Go through the listing and pick out each line with the word "components" in it.

== DATA EXTRACT ==

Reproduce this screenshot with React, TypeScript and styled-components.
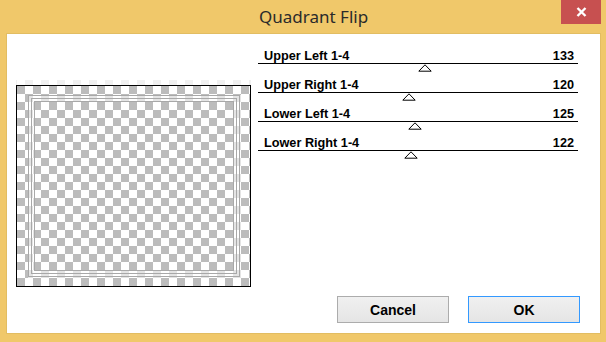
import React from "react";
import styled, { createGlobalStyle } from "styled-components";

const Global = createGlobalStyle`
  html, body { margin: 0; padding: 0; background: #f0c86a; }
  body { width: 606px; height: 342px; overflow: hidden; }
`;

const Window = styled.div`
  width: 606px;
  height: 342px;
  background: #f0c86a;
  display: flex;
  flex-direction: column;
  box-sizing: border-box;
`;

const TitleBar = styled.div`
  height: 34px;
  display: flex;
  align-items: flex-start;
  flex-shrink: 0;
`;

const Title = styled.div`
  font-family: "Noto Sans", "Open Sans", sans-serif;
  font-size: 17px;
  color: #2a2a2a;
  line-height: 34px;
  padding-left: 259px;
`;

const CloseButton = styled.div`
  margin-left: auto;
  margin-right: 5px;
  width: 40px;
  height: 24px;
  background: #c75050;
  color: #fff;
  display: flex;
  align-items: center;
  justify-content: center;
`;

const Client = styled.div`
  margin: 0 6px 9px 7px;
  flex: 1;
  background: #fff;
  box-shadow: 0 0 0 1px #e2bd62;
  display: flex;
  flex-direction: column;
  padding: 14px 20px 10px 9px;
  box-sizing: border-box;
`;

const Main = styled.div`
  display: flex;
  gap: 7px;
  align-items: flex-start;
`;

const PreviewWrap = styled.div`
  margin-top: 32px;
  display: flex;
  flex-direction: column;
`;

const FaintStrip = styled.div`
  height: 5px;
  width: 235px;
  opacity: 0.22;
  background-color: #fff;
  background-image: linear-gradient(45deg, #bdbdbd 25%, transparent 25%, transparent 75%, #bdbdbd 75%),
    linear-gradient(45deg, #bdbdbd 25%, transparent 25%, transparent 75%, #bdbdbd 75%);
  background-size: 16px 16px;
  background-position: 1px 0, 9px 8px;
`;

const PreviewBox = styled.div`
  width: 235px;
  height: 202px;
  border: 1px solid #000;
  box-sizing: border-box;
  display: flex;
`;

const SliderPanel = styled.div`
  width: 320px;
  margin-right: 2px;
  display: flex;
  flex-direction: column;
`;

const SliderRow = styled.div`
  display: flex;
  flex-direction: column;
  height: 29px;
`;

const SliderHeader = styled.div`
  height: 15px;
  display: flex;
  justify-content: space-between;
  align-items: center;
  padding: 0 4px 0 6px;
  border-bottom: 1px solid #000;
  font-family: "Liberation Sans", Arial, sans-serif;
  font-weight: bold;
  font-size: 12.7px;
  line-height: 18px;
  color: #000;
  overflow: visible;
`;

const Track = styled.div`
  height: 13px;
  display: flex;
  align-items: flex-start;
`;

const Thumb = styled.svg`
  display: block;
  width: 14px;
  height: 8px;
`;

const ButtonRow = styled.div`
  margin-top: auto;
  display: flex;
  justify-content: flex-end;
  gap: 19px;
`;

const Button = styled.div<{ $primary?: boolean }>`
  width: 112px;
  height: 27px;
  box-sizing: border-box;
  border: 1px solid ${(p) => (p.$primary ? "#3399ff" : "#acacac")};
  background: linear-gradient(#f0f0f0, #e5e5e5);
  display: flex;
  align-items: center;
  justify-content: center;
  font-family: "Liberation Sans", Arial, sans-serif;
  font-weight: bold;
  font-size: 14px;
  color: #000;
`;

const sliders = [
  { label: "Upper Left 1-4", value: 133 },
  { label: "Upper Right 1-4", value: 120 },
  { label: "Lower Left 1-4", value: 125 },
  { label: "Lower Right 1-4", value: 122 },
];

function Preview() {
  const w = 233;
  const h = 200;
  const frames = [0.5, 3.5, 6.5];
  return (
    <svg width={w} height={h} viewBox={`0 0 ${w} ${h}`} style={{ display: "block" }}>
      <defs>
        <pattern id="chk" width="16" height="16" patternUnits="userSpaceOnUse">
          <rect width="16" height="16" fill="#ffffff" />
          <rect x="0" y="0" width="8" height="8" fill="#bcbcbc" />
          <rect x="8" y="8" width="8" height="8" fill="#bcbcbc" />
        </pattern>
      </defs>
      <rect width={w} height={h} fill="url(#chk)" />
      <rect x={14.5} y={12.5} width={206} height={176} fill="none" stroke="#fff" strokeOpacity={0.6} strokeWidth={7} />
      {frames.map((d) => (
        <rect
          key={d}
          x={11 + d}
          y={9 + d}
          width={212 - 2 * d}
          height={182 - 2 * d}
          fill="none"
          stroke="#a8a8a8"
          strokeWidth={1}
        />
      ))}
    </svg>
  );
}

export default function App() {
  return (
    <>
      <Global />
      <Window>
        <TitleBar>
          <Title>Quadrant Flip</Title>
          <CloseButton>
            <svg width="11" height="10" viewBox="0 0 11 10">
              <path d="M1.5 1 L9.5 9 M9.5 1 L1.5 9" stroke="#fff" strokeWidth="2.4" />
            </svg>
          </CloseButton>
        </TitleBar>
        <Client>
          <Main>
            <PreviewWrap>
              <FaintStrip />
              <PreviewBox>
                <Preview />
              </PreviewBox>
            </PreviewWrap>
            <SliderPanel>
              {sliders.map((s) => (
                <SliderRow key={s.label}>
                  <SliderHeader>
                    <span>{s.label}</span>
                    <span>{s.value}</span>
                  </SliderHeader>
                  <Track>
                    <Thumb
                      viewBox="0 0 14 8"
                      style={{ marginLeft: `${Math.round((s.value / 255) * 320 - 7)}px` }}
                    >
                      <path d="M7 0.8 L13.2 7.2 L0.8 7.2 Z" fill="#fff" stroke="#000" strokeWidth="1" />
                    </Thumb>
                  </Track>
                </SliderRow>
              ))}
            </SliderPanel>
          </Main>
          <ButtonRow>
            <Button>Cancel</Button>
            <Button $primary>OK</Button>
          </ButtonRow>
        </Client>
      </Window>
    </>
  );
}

===

EXERCISE ANSWER:
Reproduce this screenshot with React, TypeScript and styled-components.
import styled, { createGlobalStyle } from "styled-components";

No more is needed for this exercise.